The Rabbinic Vision Initiative, which Jacobs helped establish, was founded by 18 rabbis of large Reform congregations from around the country. That RVI announced its existence in March with a letter to Reform rabbis and a position paper that included a stinging critique of the operations of the URJ.

The paper said that the governance structure of the URJ is “large and unwieldy, precluding effective and dynamic response to the changing realities of the Jewish world today.” It charged that the organization has underperformed in fundraising and development over the past 10 years; that the members of the RVI “sense a widespread concern in our movement that the URJ is not productively engaged in the real-life needs and challenges of its member congregations”; that the organization lacks a “culture of excellence,” and that it has generally “been left behind” as new, dynamic Jewish organizations move to the fore.

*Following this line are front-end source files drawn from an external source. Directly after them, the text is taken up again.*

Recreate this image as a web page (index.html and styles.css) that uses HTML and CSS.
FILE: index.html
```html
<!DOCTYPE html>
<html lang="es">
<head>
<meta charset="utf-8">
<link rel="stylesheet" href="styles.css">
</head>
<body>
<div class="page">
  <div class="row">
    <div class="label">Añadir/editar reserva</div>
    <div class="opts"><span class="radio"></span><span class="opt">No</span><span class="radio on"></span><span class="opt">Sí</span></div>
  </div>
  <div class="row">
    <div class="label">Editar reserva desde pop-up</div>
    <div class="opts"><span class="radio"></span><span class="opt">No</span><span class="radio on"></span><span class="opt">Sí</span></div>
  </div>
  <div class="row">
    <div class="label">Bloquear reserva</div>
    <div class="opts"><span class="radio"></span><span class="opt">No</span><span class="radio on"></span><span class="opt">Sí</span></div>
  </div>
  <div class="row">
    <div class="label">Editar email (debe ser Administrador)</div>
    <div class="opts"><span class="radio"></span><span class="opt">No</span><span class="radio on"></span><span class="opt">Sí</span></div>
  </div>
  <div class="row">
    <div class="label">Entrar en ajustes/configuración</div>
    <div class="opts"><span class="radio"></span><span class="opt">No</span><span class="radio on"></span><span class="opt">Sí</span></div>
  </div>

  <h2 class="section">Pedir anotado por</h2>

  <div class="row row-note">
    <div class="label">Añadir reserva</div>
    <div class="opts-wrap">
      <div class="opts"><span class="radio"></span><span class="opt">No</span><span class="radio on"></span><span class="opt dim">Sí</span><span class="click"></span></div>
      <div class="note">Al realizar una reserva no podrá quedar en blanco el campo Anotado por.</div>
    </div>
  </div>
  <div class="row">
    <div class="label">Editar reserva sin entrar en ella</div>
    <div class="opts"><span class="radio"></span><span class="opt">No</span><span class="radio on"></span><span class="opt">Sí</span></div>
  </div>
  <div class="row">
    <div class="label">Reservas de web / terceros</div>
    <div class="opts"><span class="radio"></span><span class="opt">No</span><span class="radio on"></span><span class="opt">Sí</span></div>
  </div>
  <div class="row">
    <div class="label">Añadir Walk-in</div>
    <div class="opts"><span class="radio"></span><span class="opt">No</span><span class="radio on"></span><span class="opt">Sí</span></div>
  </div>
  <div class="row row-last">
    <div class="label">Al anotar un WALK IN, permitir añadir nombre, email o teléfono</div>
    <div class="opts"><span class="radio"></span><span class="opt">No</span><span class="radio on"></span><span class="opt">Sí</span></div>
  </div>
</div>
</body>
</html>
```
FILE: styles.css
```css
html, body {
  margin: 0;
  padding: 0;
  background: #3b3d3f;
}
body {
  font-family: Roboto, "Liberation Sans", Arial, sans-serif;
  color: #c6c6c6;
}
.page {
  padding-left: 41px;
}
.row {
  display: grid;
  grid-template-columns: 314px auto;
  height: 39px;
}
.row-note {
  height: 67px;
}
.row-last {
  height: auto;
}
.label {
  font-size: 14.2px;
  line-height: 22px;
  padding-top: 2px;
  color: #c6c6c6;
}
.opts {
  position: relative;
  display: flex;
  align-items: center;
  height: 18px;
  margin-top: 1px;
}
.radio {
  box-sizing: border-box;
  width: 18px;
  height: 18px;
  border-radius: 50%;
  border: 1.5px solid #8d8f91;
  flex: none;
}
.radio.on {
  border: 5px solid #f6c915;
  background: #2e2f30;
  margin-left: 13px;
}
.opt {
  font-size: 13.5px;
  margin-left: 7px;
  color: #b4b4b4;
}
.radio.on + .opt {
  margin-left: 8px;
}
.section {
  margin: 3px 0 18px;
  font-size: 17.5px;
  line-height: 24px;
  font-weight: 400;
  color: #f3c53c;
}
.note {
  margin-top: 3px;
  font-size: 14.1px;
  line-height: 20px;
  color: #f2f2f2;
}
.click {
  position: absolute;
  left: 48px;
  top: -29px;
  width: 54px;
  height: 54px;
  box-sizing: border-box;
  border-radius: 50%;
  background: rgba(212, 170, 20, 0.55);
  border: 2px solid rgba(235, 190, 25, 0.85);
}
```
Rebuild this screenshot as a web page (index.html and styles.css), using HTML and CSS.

Jacobs’ name was attached to the document, as were the names of Rabbi Peter Rubinstein of Manhattan’ Central Synagogue, Rabbi Ronne Friedman of Temple Israel of Boston, and other leading Reform rabbis.

“I am not defined by the RVI,” Jacobs said at the press availability. But, he said, “I think my RVI colleagues are with me.”

Jacobs is markedly tall, thin, and an engaging speaker. He wears a green Save Darfur bracelet on his wrist and a small blue yarmulke on his head. He said that he believes he was selected to lead the movement because of his success at Westchester Reform Temple and his involvement in the broader push within Reform Judaism for synagogue transformation.

“We’re a congregation that has transformed itself,” Jacobs said. “Worship and spirituality are at the very fabric of what we do.”

He also described himself as being in tune with the needs of congregational rabbis. “Congregations are what I know, and the URJ is the congregational body of our movement,” he said.